Audit the visual, verbal, behavioural, competition and peer elements of your market. Identify past, present and wished for future perceptions. Explore the market and identify potential gaps.

History can provide inspiration, eg Mini, Beetle, Fiat 500.

Work out whether to follow sector norms, or to stand out from the crowd.

STEP 2 – STRATEGY & NARRATIVE:
Define your brand with six questions and one statement:

  • Why are we here?
  • What do we do and how do we do it?
  • What makes us different?
  • Who are we here for?
  • What do we value the most?
  • What’s our personality?
    Our ambition – the long-term aim.

If you can’t sum up your ‘reason to be’ in a few words, why should anyone listen to you or work for you?

“Strategy and brand are umbilically linked.”

STEP 2.5 – BRIDGING THE GAP
Don’t completely lockdown the narrative stage as you enter the design phase. Leave the final, final sign-off until a little later, just in case. Design discoveries can affect narrative.

STEP 3 – DESIGN
The Brief:

  • WHAT key business challenge does the brand face?
  • WHO are we trying to engage and what competes for their attention?
  • WHAT’S the role of communication?
  • WHERE and WHEN will communication have most power?
  • HOW does the category engage creatively and how can we challenge this?
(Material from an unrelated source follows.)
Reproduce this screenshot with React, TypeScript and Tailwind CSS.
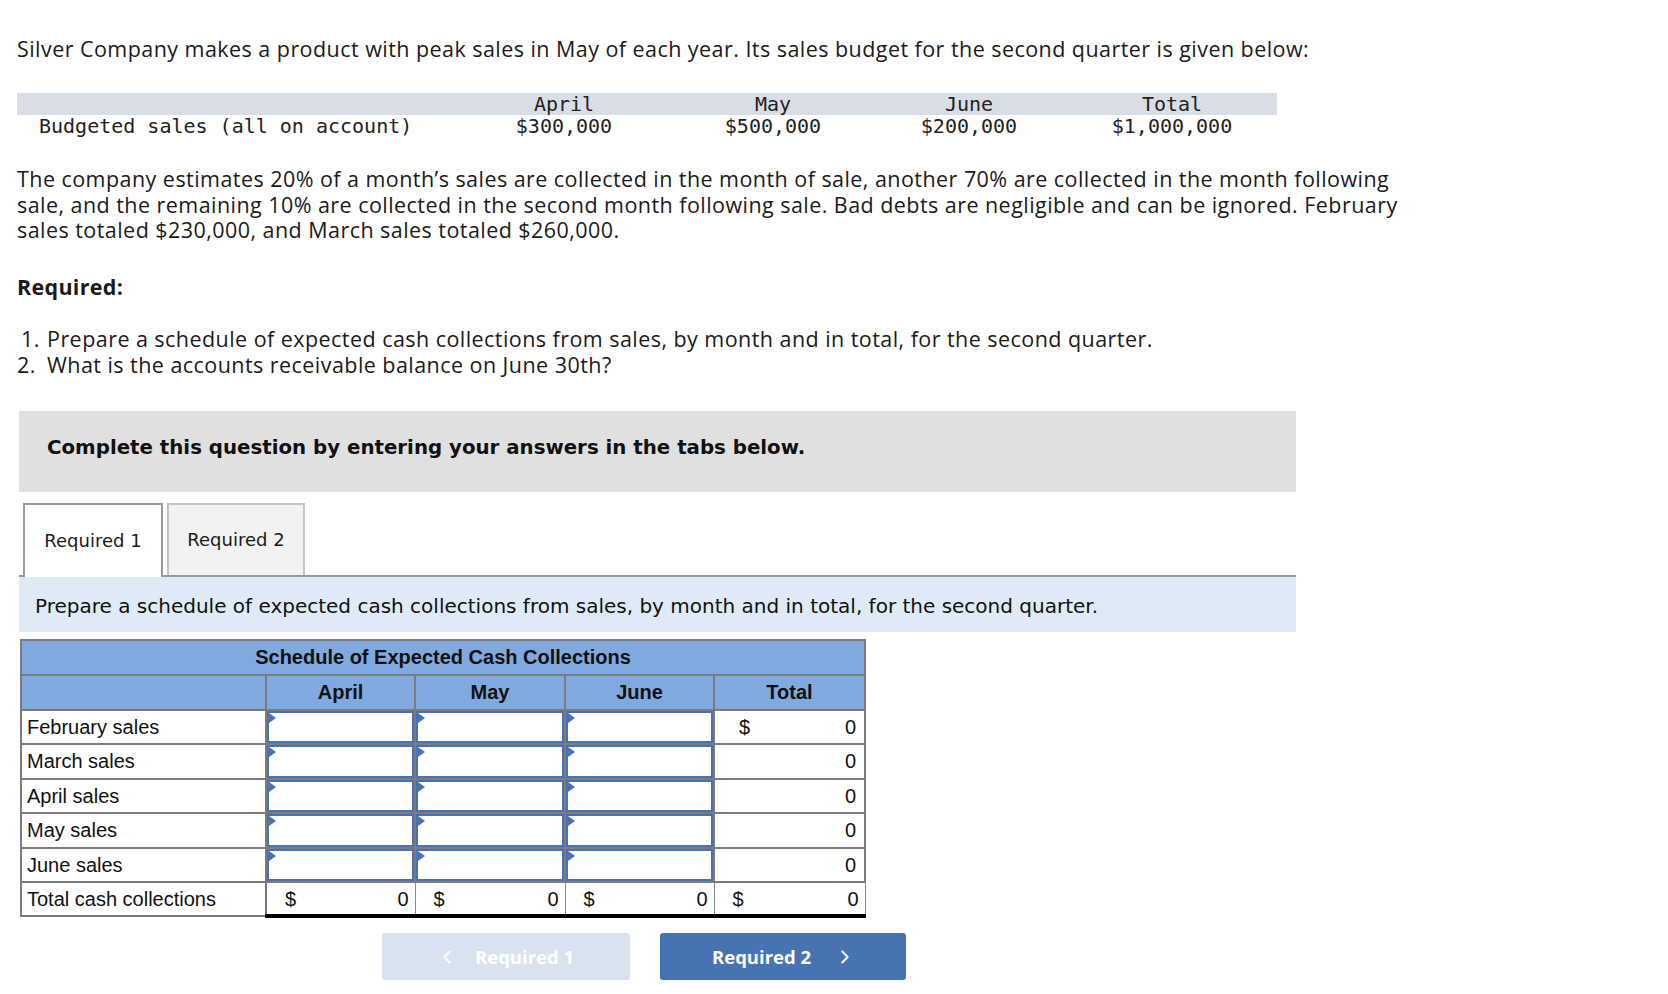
import React from 'react';
import { FiChevronLeft, FiChevronRight } from 'react-icons/fi';

const budget = [
  { month: 'April', amount: '$300,000' },
  { month: 'May', amount: '$500,000' },
  { month: 'June', amount: '$200,000' },
  { month: 'Total', amount: '$1,000,000' },
];

const rows = ['February sales', 'March sales', 'April sales', 'May sales', 'June sales'];

const InputCell: React.FC = () => (
  <td className="border-2 border-[#7b7b7b] p-0 h-[34px]">
    <div className="relative h-full w-full border-2 border-[#4a72b2] bg-white">
      <span className="absolute left-0 top-0 h-0 w-0 border-y-[5px] border-l-[7px] border-y-transparent border-l-[#4a72b2]" />
    </div>
  </td>
);

const App: React.FC = () => {
  return (
    <div className="min-h-[994px] bg-white text-[#1a1a1a] pl-[17px] pt-[36px] font-['Open_Sans',sans-serif]">
      <p className="text-[21.5px] leading-[26px] tracking-[0.45px] whitespace-nowrap">
        Silver Company makes a product with peak sales in May of each year. Its sales budget for the second quarter is given below:
      </p>

      {/* budget table */}
      <div className="mt-[31px] w-[1260px] font-['DejaVu_Sans_Mono',monospace] text-[20px] leading-[21px] text-[#222]">
        <div className="grid grid-cols-[452px_190px_228px_164px_226px] bg-[#d9dde6]">
          <div />
          {budget.map((b) => (
            <div key={b.month} className={`pt-[1px] text-center ${b.month === 'Total' ? 'pl-[16px]' : ''}`}>
              {b.month}
            </div>
          ))}
        </div>
        <div className="grid grid-cols-[452px_190px_228px_164px_226px] h-[22px] pt-[1px]">
          <div className="pl-[22px]">Budgeted sales (all on account)</div>
          {budget.map((b) => (
            <div key={b.month} className={`text-center ${b.month === 'Total' ? 'pl-[16px]' : ''}`}>
              {b.amount}
            </div>
          ))}
        </div>
      </div>

      <p className="mt-[29px] text-[21.5px] leading-[25.5px] tracking-[0.45px] whitespace-nowrap">
        The company estimates 20% of a month’s sales are collected in the month of sale, another 70% are collected in the month following
        <br />
        sale, and the remaining 10% are collected in the second month following sale. Bad debts are negligible and can be ignored. February
        <br />
        sales totaled $230,000, and March sales totaled $260,000.
      </p>

      <p className="mt-[31px] text-[21.5px] leading-[26px] tracking-[0.3px] font-bold">Required:</p>

      <div className="mt-[26px] text-[21.5px] leading-[26px] tracking-[0.45px]">
        <div className="flex">
          <span className="w-[18px] pl-[4px]">1.</span>
          <span className="ml-[12px]">Prepare a schedule of expected cash collections from sales, by month and in total, for the second quarter.</span>
        </div>
        <div className="flex">
          <span className="w-[18px]">2.</span>
          <span className="ml-[12px]">What is the accounts receivable balance on June 30th?</span>
        </div>
      </div>

      {/* answer panel */}
      <div className="ml-[2px] mt-[33px] w-[1277px] font-['DejaVu_Sans',sans-serif]">
        <div className="h-[81px] bg-[#e0e0e0] pl-[28px] pt-[22px] text-[19.8px] font-bold text-[#111]">
          Complete this question by entering your answers in the tabs below.
        </div>

        <div className="mt-[11px] flex gap-[4px] pl-[4px] border-b-2 border-[#9a9a9a]">
          <div className="-mb-[2px] flex h-[74px] w-[140px] items-center justify-center border-2 border-b-0 border-[#9a9a9a] bg-white text-[18px]">
            Required 1
          </div>
          <div className="flex h-[72px] w-[138px] items-center justify-center border-2 border-b-0 border-[#c4c4c4] bg-[#f2f2f2] text-[18px]">
            Required 2
          </div>
        </div>

        <div className="h-[55px] bg-[#deebf7] pl-[16px] pt-[14px] text-[20px] text-[#111]">
          Prepare a schedule of expected cash collections from sales, by month and in total, for the second quarter.
        </div>

        {/* schedule table */}
        <table className="ml-[1px] mt-[7px] border-collapse font-['Liberation_Sans',Arial,sans-serif] text-[20px] text-[#111]">
          <colgroup>
            <col className="w-[245px]" />
            <col className="w-[149px]" />
            <col className="w-[150px]" />
            <col className="w-[149px]" />
            <col className="w-[151px]" />
          </colgroup>
          <thead>
            <tr className="h-[35px] bg-[#80aadf]">
              <th colSpan={5} className="border-2 border-[#7b7b7b] text-center font-bold">
                Schedule of Expected Cash Collections
              </th>
            </tr>
            <tr className="h-[35px] bg-[#80aadf]">
              <th className="border-2 border-[#7b7b7b]" />
              <th className="border-2 border-[#7b7b7b] font-bold">April</th>
              <th className="border-2 border-[#7b7b7b] font-bold">May</th>
              <th className="border-2 border-[#7b7b7b] font-bold">June</th>
              <th className="border-2 border-[#7b7b7b] font-bold">Total</th>
            </tr>
          </thead>
          <tbody>
            {rows.map((r, i) => (
              <tr key={r} className="h-[34.5px]">
                <td className="border-2 border-[#7b7b7b] pl-[5px]">{r}</td>
                <InputCell />
                <InputCell />
                <InputCell />
                <td className="border-2 border-[#7b7b7b] pl-[24px] pr-[8px]">
                  <div className="flex justify-between">
                    <span>{i === 0 ? '$' : ''}</span>
                    <span>0</span>
                  </div>
                </td>
              </tr>
            ))}
            <tr className="h-[34px]">
              <td className="border-2 border-[#7b7b7b] pl-[5px]">Total cash collections</td>
              {[0, 1, 2, 3].map((c) => (
                <td
                  key={c}
                  className="border-x border-x-[#8a8a8a] border-t-2 border-t-black border-b-[4px] border-b-black pl-[18px] pr-[6px]"
                >
                  <div className="flex justify-between">
                    <span>$</span>
                    <span>0</span>
                  </div>
                </td>
              ))}
            </tr>
          </tbody>
        </table>

        <div className="mt-[15px] flex gap-[30px] pl-[363px] font-['Open_Sans',sans-serif] text-[18.5px] font-bold text-white">
          <button className="flex h-[47px] w-[248px] items-center gap-[17px] rounded-[3px] bg-[#d9e3f0] pl-[54px]">
            <FiChevronLeft className="text-[22px]" />
            <span>Required 1</span>
          </button>
          <button className="flex h-[47px] w-[246px] items-center gap-[23px] rounded-[3px] bg-[#4773b3] pl-[52px]">
            <span>Required 2</span>
            <FiChevronRight className="text-[22px]" />
          </button>
        </div>
      </div>
    </div>
  );
};

export default App;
The key ideas are the really disruptive ones that cut through, question convention and change all our perceptions of what brands can do.

STEP 4 – IMPLEMENT
A good implementation plan is vital. Ideas can be introduced too fast.

A good brand manual should inspire its user to create good things, not lower their head in boredom and/or despair.
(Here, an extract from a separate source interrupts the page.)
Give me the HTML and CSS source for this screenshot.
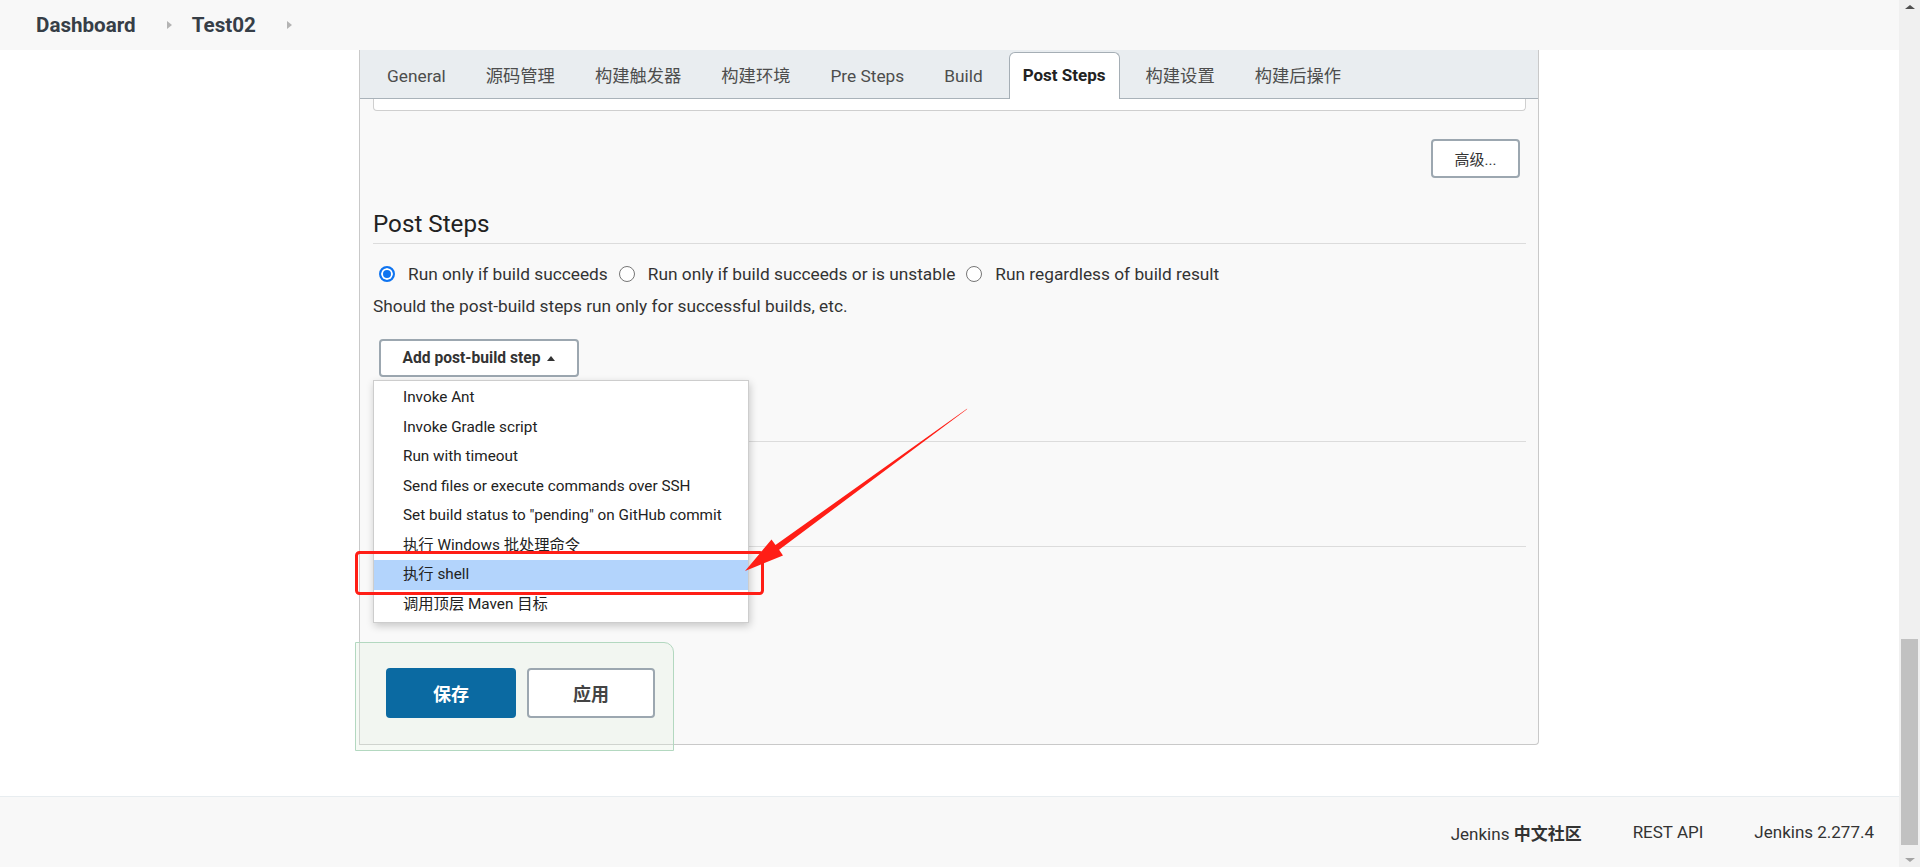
FILE: index.html
```html
<!DOCTYPE html>
<html lang="zh-CN">

<head>
  <meta charset="UTF-8" />
  <meta name="viewport" content="width=device-width, initial-scale=1.0" />
  <title>Test02 Config [Jenkins]</title>
  <link rel="stylesheet" href="styles.css">
</head>

<body>
  <div class="page">
    <header class="top-bar">
      <a class="crumb" href="#">Dashboard</a>
      <span class="crumb-arrow"></span>
      <a class="crumb" href="#">Test02</a>
      <span class="crumb-arrow"></span>
    </header>

    <main class="main">
      <div class="config">
        <nav class="tabbar">
          <span class="tab">General</span>
          <span class="tab">源码管理</span>
          <span class="tab">构建触发器</span>
          <span class="tab">构建环境</span>
          <span class="tab">Pre Steps</span>
          <span class="tab">Build</span>
          <span class="tab active">Post Steps</span>
          <span class="tab">构建设置</span>
          <span class="tab">构建后操作</span>
        </nav>

        <div class="config-body">
          <div class="field-tail"></div>

          <div class="advanced-row">
            <button class="btn">高级...</button>
          </div>

          <h2 class="section-title">Post Steps</h2>

          <div class="radio-row">
            <label class="radio-item"><span class="radio checked"></span>Run only if build succeeds</label>
            <label class="radio-item"><span class="radio"></span>Run only if build succeeds or is unstable</label>
            <label class="radio-item"><span class="radio"></span>Run regardless of build result</label>
          </div>
          <div class="help">Should the post-build steps run only for successful builds, etc.</div>

          <div class="add-step">
            <button class="btn btn-add">Add post-build step <span class="caret"></span></button>
            <ul class="menu">
              <li>Invoke Ant</li>
              <li>Invoke Gradle script</li>
              <li>Run with timeout</li>
              <li>Send files or execute commands over SSH</li>
              <li>Set build status to "pending" on GitHub commit</li>
              <li>执行 Windows 批处理命令</li>
              <li class="selected">执行 shell</li>
              <li>调用顶层 Maven 目标</li>
            </ul>
          </div>

          <div class="section-gap first"></div>
          <div class="section-gap second"></div>
        </div>

        <div class="save-bar">
          <button class="btn-save">保存</button>
          <button class="btn-apply">应用</button>
        </div>
      </div>
    </main>

    <footer class="footer">
      <a href="#">Jenkins <b>中文社区</b></a>
      <a href="#">REST API</a>
      <span>Jenkins 2.277.4</span>
    </footer>
  </div>

  <div class="scrollbar">
    <span class="sb-up"></span>
    <span class="sb-thumb"></span>
    <span class="sb-down"></span>
  </div>

  <!-- red annotation drawn over the screenshot -->
  <svg class="annotation" width="1920" height="867" viewBox="0 0 1920 867">
    <rect x="356.5" y="552.5" width="406" height="41" rx="3" fill="none" stroke="#ff1e16" stroke-width="3" />
    <polygon fill="#ff1e16"
      points="745,571 771.5,539.5 775.5,545 967.3,408.6 966.7,409.4 779.1,549.8 783,555.5" />
  </svg>
</body>

</html>
```

FILE: styles.css
```css
body {
  margin: 0;
  background: #fff;
  font-family: Roboto, "Noto Sans CJK SC", sans-serif;
  color: #333;
  overflow: hidden;
  height: 867px;
}

a {
  color: inherit;
  text-decoration: none;
}

button {
  font-family: inherit;
  cursor: pointer;
}

.page {
  margin-right: 21px;
  height: 867px;
  display: flex;
  flex-direction: column;
}

/* breadcrumb bar */
.top-bar {
  height: 50px;
  background: #f8f8f8;
  display: flex;
  align-items: center;
  padding-left: 36px;
  flex-shrink: 0;
}

.crumb {
  font-size: 20.6px;
  font-weight: 700;
  color: #363e47;
}

.crumb-arrow {
  width: 0;
  height: 0;
  border-top: 4px solid transparent;
  border-bottom: 4px solid transparent;
  border-left: 5px solid #b4b4b4;
  margin: 0 20px 0 31px;
}

.main {
  flex: 1;
}

/* job config panel */
.config {
  position: relative;
  margin-left: 359px;
  width: 1180px;
  height: 695px;
  box-sizing: border-box;
  border: 1px solid #c9c9c9;
  border-top: none;
  border-bottom-right-radius: 4px;
  background: #f9f9f9;
}

.tabbar {
  height: 49px;
  box-sizing: border-box;
  background: #e9edf0;
  border-bottom: 1px solid #a9b2b9;
  display: flex;
  align-items: flex-end;
  padding: 0 7px;
}

.tab {
  height: 45px;
  line-height: 44px;
  padding: 0 13px;
  margin: 0 6px -1px;
  border: 1px solid transparent;
  border-bottom: none;
  font-size: 17.3px;
  color: #4d4d4d;
  white-space: nowrap;
}

.tab.active {
  background: #fff;
  border-color: #a5aeb5;
  border-radius: 6px 6px 0 0;
  font-weight: 700;
  color: #222;
  height: 46px;
  font-size: 17px;
}

.config-body {
  padding: 0 12px 0 13px;
}

.field-tail {
  height: 11px;
  background: #fff;
  border: 1px solid #cfcfcf;
  border-top: none;
  border-radius: 0 0 4px 4px;
}

.advanced-row {
  display: flex;
  justify-content: flex-end;
  padding-right: 6px;
  margin-top: 28px;
}

.btn {
  background: #fff;
  border: 2px solid #9ca7b0;
  border-radius: 4px;
  color: #333;
  font-size: 15px;
}

.advanced-row .btn {
  width: 89px;
  height: 39px;
}

.section-title {
  margin: 30px 0 0;
  font-size: 24.2px;
  font-weight: 400;
  line-height: 32px;
  padding-bottom: 3px;
  border-bottom: 1px solid #dcdcdc;
  color: #222;
}

.radio-row {
  display: flex;
  margin-top: 15px;
  height: 30px;
  align-items: center;
  font-size: 17.3px;
}

.radio-item {
  display: flex;
  align-items: center;
  margin-right: 11px;
}

.radio {
  width: 16px;
  height: 16px;
  box-sizing: border-box;
  border: 1px solid #767676;
  border-radius: 50%;
  background: #fff;
  margin: 0 13px 0 0;
}

.radio-item:first-child .radio {
  margin-left: 6px;
}

.radio.checked {
  border: 2px solid #0f74f0;
  box-shadow: inset 0 0 0 2px #fff;
  background: #0f74f0;
}

.help {
  margin-top: 5px;
  line-height: 24px;
  font-size: 17.3px;
}

.add-step {
  position: relative;
  margin-top: 21px;
  padding-left: 6px;
}

.btn-add {
  width: 200px;
  height: 38px;
  font-weight: 700;
  font-size: 15.6px;
  display: flex;
  align-items: center;
  justify-content: center;
  gap: 7px;
}

.caret {
  width: 0;
  height: 0;
  border-left: 4px solid transparent;
  border-right: 4px solid transparent;
  border-bottom: 5px solid #333;
}

.menu {
  position: absolute;
  top: 41px;
  left: 0;
  z-index: 2;
  width: 376px;
  margin: 0;
  padding: 2px 0 3px;
  list-style: none;
  background: #fff;
  border: 1px solid #cdcdcd;
  box-sizing: border-box;
  box-shadow: 1px 3px 8px rgba(0, 0, 0, 0.2);
  font-size: 15.3px;
}

.menu li {
  height: 29.5px;
  line-height: 29.5px;
  padding: 0 0 0 29px;
  color: #222;
  white-space: nowrap;
}

.menu li.selected {
  background: #b3d4fc;
}

.section-gap.first {
  height: 64px;
  border-bottom: 1px solid #dcdcdc;
}

.section-gap.second {
  height: 104px;
  border-bottom: 1px solid #dcdcdc;
}

/* sticky save bar */
.save-bar {
  position: absolute;
  left: -5px;
  top: 592px;
  width: 319px;
  height: 109px;
  box-sizing: border-box;
  background: rgba(226, 240, 222, 0.3);
  border: 1px solid #b3d8c0;
  border-top-right-radius: 10px;
  display: flex;
  gap: 11px;
  padding: 25px 0 0 30px;
}

.btn-save,
.btn-apply {
  height: 50px;
  border-radius: 4px;
  font-size: 18px;
  font-weight: 700;
}

.btn-save {
  width: 130px;
  background: #0b6aa2;
  border: none;
  color: #fff;
}

.btn-apply {
  width: 128px;
  background: #fff;
  border: 2px solid #9ca7b0;
  color: #444;
}

.footer {
  height: 71px;
  box-sizing: border-box;
  border-top: 1px solid #e8edf0;
  background: #f8f8f8;
  display: flex;
  align-items: center;
  justify-content: flex-end;
  padding-right: 25px;
  font-size: 17px;
  color: #333;
  flex-shrink: 0;
}

.footer > * {
  margin-left: 51px;
}

/* fake window scrollbar */
.scrollbar {
  position: fixed;
  top: 0;
  right: 0;
  width: 21px;
  height: 867px;
  background: #f0f0f0;
}

.sb-up,
.sb-down {
  position: absolute;
  left: 6px;
  width: 0;
  height: 0;
  border-left: 5px solid transparent;
  border-right: 5px solid transparent;
}

.sb-up {
  top: 5px;
  border-bottom: 4px solid #505050;
}

.sb-down {
  bottom: 5px;
  border-top: 4px solid #a3a3a3;
}

.sb-thumb {
  position: absolute;
  left: 2px;
  right: 2px;
  top: 639px;
  height: 206px;
  background: #c1c1c1;
}

.annotation {
  position: absolute;
  top: 0;
  left: 0;
  pointer-events: none;
  z-index: 5;
}
```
Consistency doesn’t mean doing everything the same way. Rather it means being recognisably the same, while retaining flexibility.

It can take two to three years for new brand identities to become recognised by key audiences.

STEP 5 – ENGAGE OR REVIVE
Make the participants part of the process.

Messaging: Propositions, Proof Points, Personal Stories.

Establish an authentic voice that customers believe and that can be maintained.

Innocent’s brand comes down to three things: natural, honest and engaging.

Even the grooviest and most alluring brand identity can’t paper over the cracks of a product that has no clear sense of why it should be here.

‘Brand thinking’ took Target from being just another discount retailer and moved it steadily upmarket to become a successful ‘cheap-chic’ player.

While a tractor and a pair of boots are completely different products, the ‘ready for anything’ idea, projected by Caterpillar, is elastic enough to imbue countless products with its ethos.

Branding alone cannot revive an undesirable product.